When I was a little girl, my mother would routinely forget to pick me up from school or leave me waiting for an hour or more in the parking lot with my furious girl scout leaders.
So, when friends let me down or family left me at the airport, Toronto, Vancouver B.C., or Oakland, all was quickly forgiven, as this was not unusual in my world.
Yet, these were offenses that would, for most people, have earned a line through your name, in the words of my friend’s mother, you would be crossed off the list.
It causes chaos to be surrounded by unreliable people. I’ve learned it takes a lot of energy to wonder if your relatives are going to show up for you or not.
Overtime, I learned to manage with or without them, and found ways to protect myself from the disipointment of birthdays left unacknowledged or milestones unattended.
In my family of origin, I became a good giver, but not a receiver, thus blocking the natural and healthy flow required in good relationships, both core components for deepening trust and love.
Even, in my marriage, my husband was very reliable, but most of my circle was not. Leaving me with a very skewed sense of where to put my energies and loyalties.
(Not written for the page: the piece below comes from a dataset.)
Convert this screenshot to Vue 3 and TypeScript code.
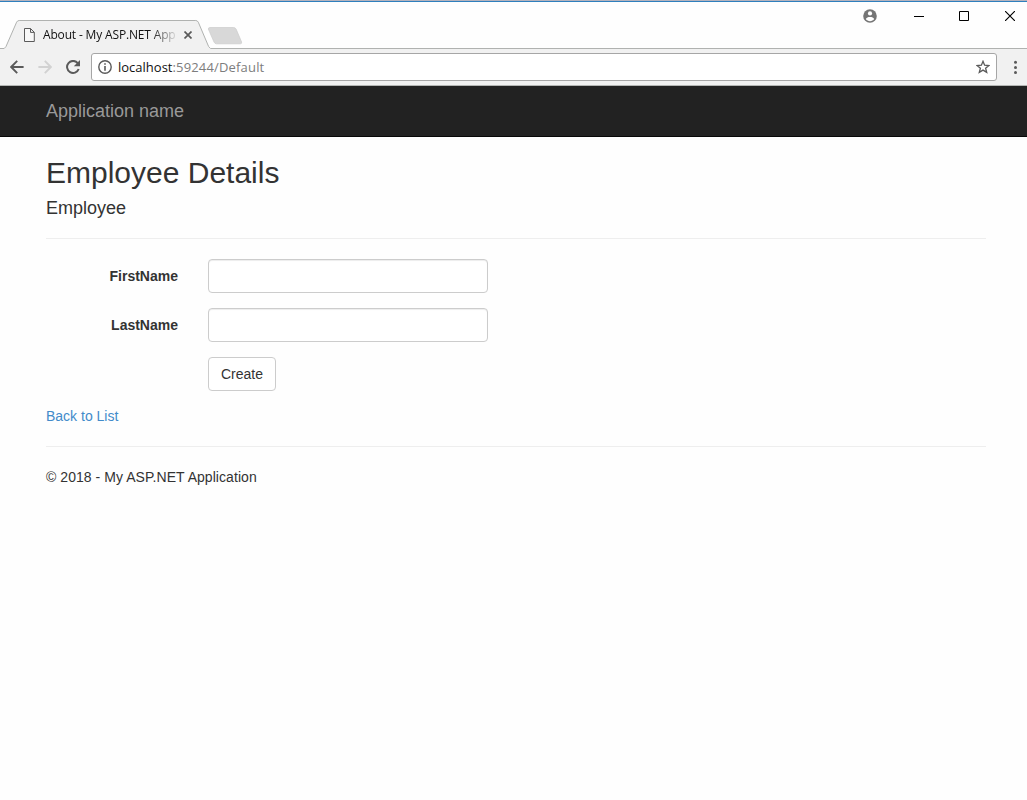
<script setup lang="ts">
import { reactive } from 'vue'

interface Field {
  key: 'firstName' | 'lastName'
  label: string
}

const fields: Field[] = [
  { key: 'firstName', label: 'FirstName' },
  { key: 'lastName', label: 'LastName' },
]

const employee = reactive({ firstName: '', lastName: '' })
</script>

<template>
  <div class="window">
    <header class="tab-strip">
      <svg class="tab-shape" width="1027" height="47" viewBox="0 2 1027 47">
        <path d="M0 48.5H4.2L6 46.5L16.6 22.2Q17.4 20.5 19.2 20.5H195.8Q197.4 20.5 198.3 22.2L208.6 46.5L210.5 48.5H1027V49H0Z" fill="#f1f1f1" />
        <path d="M0 48.5H4.2L6 46.5L16.6 22.2Q17.4 20.5 19.2 20.5H195.8Q197.4 20.5 198.3 22.2L208.6 46.5L210.5 48.5H1027" fill="none" stroke="#b0b2b0" />
        <path d="M210 27.5H233.5Q235.4 27.5 236.2 29.3L241.6 42Q242 43.8 240.3 43.8H216.5Q214.8 43.8 214 42L208.4 29.2Q208 27.5 210 27.5Z" fill="#d8d8d8" stroke="#cccccc" stroke-width="0.7" />
      </svg>
      <div class="tab">
        <svg class="page-icon" width="11" height="14" viewBox="0 0 11 14">
          <path d="M0.5 0.5H6.5L10.3 4.3V13.5H0.5ZM6.5 0.5V4.4H10.3" fill="#f8f8f8" stroke="#5a5a5a" stroke-width="1" />
        </svg>
        <span class="tab-title">About - My ASP.NET App</span>
        <svg class="tab-close" width="8" height="8" viewBox="0 0 8 8">
          <path d="M0.5 0.5L7.5 7.5M7.5 0.5L0.5 7.5" stroke="#5a5a5a" stroke-width="1.7" />
        </svg>
      </div>
      <div class="window-controls">
        <svg width="14" height="14" viewBox="0 0 14 14">
          <circle cx="7" cy="7" r="6.8" fill="#757575" />
          <circle cx="7" cy="4.4" r="2.1" fill="#fff" />
          <path d="M2.8 10.1C3.2 8.5 5.2 7.9 7 7.9S10.8 8.5 11.2 10.1C10.2 11.5 8.7 12.2 7 12.2S3.8 11.5 2.8 10.1Z" fill="#fff" />
        </svg>
        <svg class="minimize" width="10" height="10" viewBox="0 0 10 10"><path d="M0 5.5H10" stroke="#000" /></svg>
        <svg class="maximize" width="10" height="10" viewBox="0 0 10 10"><path d="M0.5 0.5H9.5V9.5H0.5Z" fill="none" stroke="#000" /></svg>
        <svg class="close" width="10" height="10" viewBox="0 0 10 10"><path d="M0 0L10 10M10 0L0 10" stroke="#000" stroke-width="1.15" /></svg>
      </div>
    </header>

    <div class="toolbar">
      <svg class="back" width="14" height="14" viewBox="0 0 14 14">
        <path d="M13.6 7H1.5M7.2 0.9L1.2 7L7.2 13.1" fill="none" stroke="#5a5a5a" stroke-width="1.9" />
      </svg>
      <svg class="forward" width="14" height="14" viewBox="0 0 14 14">
        <path d="M0.4 7H12.5M6.8 0.9L12.8 7L6.8 13.1" fill="none" stroke="#d2d2d2" stroke-width="1.9" />
      </svg>
      <svg class="reload" width="14" height="14" viewBox="0 0 14 14">
        <path d="M11.7 3.1A6 6 0 1 0 12.7 9" fill="none" stroke="#5a5a5a" stroke-width="2" />
        <path d="M14 0V6.2H7.8Z" fill="#5a5a5a" />
      </svg>
      <div class="omnibox">
        <svg width="14" height="14" viewBox="0 0 14 14">
          <circle cx="7" cy="7" r="6.2" fill="none" stroke="#5a5a5a" stroke-width="1.4" />
          <path d="M7 3.2V4.8M7 6V10.8" stroke="#5a5a5a" stroke-width="1.6" />
        </svg>
        <span class="url"><span class="host">localhost</span>:59244/Default</span>
        <svg class="star" width="14" height="14" viewBox="0 0 14 14">
          <path d="M7 1.3L8.6 5.2L12.9 5.5L9.6 8.2L10.7 12.4L7 10.1L3.3 12.4L4.4 8.2L1.1 5.5L5.4 5.2Z" fill="none" stroke="#5a5a5a" stroke-width="1.3" />
        </svg>
      </div>
      <svg class="menu" width="4" height="14" viewBox="0 0 4 14">
        <g fill="#5a5a5a"><circle cx="2.5" cy="2.3" r="1.5" /><circle cx="2.5" cy="7.4" r="1.5" /><circle cx="2.5" cy="12.4" r="1.5" /></g>
      </svg>
    </div>

    <nav class="navbar"><a class="brand">Application name</a></nav>

    <main class="content">
      <h2>Employee Details</h2>
      <h4>Employee</h4>
      <hr>
      <form class="form" @submit.prevent>
        <div v-for="field in fields" :key="field.key" class="form-row">
          <label :for="field.key">{{ field.label }}</label>
          <input :id="field.key" v-model="employee[field.key]" type="text">
        </div>
        <div class="form-row">
          <span></span>
          <button type="submit">Create</button>
        </div>
      </form>
      <a class="back-link">Back to List</a>
      <hr>
      <footer>© 2018 - My ASP.NET Application</footer>
    </main>
  </div>
</template>

<style>
body {
  margin: 0;
  background: #fff;
}
</style>

<style scoped>
.window {
  box-sizing: border-box;
  height: 800px;
  overflow: hidden;
  background: #fefefe;
  color: #333;
  font: 14px/20px "Liberation Sans", Arial, sans-serif;
}
svg {
  display: block;
  flex: none;
}
.tab-strip {
  position: relative;
  display: flex;
  justify-content: space-between;
  box-sizing: border-box;
  height: 49px;
  border-top: 1px solid #b5b3bd;
  box-shadow: inset 0 1px #2f7fbd;
}
.tab-shape {
  position: absolute;
  left: 0;
  top: 1px;
}
.tab {
  position: relative;
  display: flex;
  align-items: center;
  height: 28px;
  margin-top: 20px;
  padding-left: 24px;
}
.tab-title {
  width: 132px;
  margin-left: 8px;
  white-space: nowrap;
  color: #111;
  font: 12px/18px "Open Sans", sans-serif;
  letter-spacing: -0.16px;
  -webkit-mask-image: linear-gradient(90deg, #000 108px, transparent 136px);
  mask-image: linear-gradient(90deg, #000 108px, transparent 136px);
}
.tab-close {
  margin-left: 9px;
}
.window-controls {
  position: relative;
  display: flex;
  align-items: center;
  height: 14px;
  margin-top: 8px;
  padding-right: 12px;
}
.minimize {
  margin-left: 37px;
}
.maximize {
  margin-left: 35px;
}
.close {
  margin-left: 36px;
}
.toolbar {
  display: flex;
  align-items: center;
  box-sizing: border-box;
  height: 37px;
  padding: 0 10px 1px;
  border-bottom: 1px solid #b4b6b4;
  background: #f1f1f1;
}
.forward {
  margin-left: 14px;
}
.reload {
  margin-left: 14px;
}
.omnibox {
  display: flex;
  align-items: center;
  box-sizing: border-box;
  width: 906px;
  height: 28px;
  margin-left: 11px;
  padding: 0 6px;
  border: 1px solid #a6a6a6;
  border-radius: 3px;
  background: #fff;
}
.url {
  margin-left: 6px;
  color: #7d7d7d;
  font: 13px/20px "Open Sans", sans-serif;
  letter-spacing: 0.17px;
  white-space: nowrap;
}
.host {
  color: #111;
  letter-spacing: 0;
}
.star {
  margin-left: auto;
}
.menu {
  margin-left: 16px;
}
.navbar {
  box-sizing: border-box;
  height: 51px;
  padding: 15px 46px;
  border-bottom: 1px solid #080808;
  background: #222;
}
.brand {
  color: #999;
  font-size: 18px;
}
.content {
  width: 940px;
  margin-left: 46px;
  padding-top: 19px;
}
h2,
h4 {
  margin: 0;
  font-weight: 500;
}
h2 {
  font-size: 30px;
  line-height: 33px;
}
h4 {
  margin-top: 9px;
  font-size: 18px;
  line-height: 20px;
}
hr {
  height: 1px;
  margin: 20px 0;
  border: 0;
  background: #eee;
}
.form {
  display: grid;
  gap: 15px;
  margin-bottom: 15px;
}
.form-row {
  display: grid;
  grid-template-columns: 132px 280px;
  column-gap: 30px;
  align-items: center;
  height: 34px;
}
label {
  text-align: right;
  font-weight: 700;
}
input {
  box-sizing: border-box;
  width: 280px;
  height: 34px;
  padding: 6px 12px;
  border: 1px solid #ccc;
  border-radius: 4px;
  outline: 0;
  background: #fff;
  box-shadow: inset 0 1px 1px rgba(0, 0, 0, 0.075);
  font: inherit;
}
button {
  justify-self: start;
  box-sizing: border-box;
  width: 68px;
  height: 34px;
  padding: 0;
  border: 1px solid #ccc;
  border-radius: 4px;
  background: #fff;
  color: #333;
  font: inherit;
}
.back-link {
  display: block;
  color: #428bca;
}
footer {
  letter-spacing: 0.055px;
}
</style>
Now that I have a fully reliable inner circle, at the very least it is luxurious to have friends to remember my birthday, or make my children homemade ice cream when we visit, or never leave me stranded at an airport, but having people to count on is necessary for a secure, happy and productive life.
When I met my friend Jeff, he came to my house to cook me dinner, and then he cleaned out my refidgerator. When he returned to LA, he sent me an entire set of pots and pans, because, in his opinion, someone who has written a cookbook should own better cookware. And, he’s picked me up from the airport on time, plenty of times.
Additionally, I spend a lot of time with my business partner and our circle of sailing friends, and they are the same way, they are reliable, not just sometimes, but all the time.
Of course, in sailing and in life, there are times when you must show up for each other. After all, if you miss castoff you will be left behind.
Stable and predictable relationships make the hard work and time consuming efforts of following your dreams that much easier, and once achieved, that much sweeter.
Love and blessings to all.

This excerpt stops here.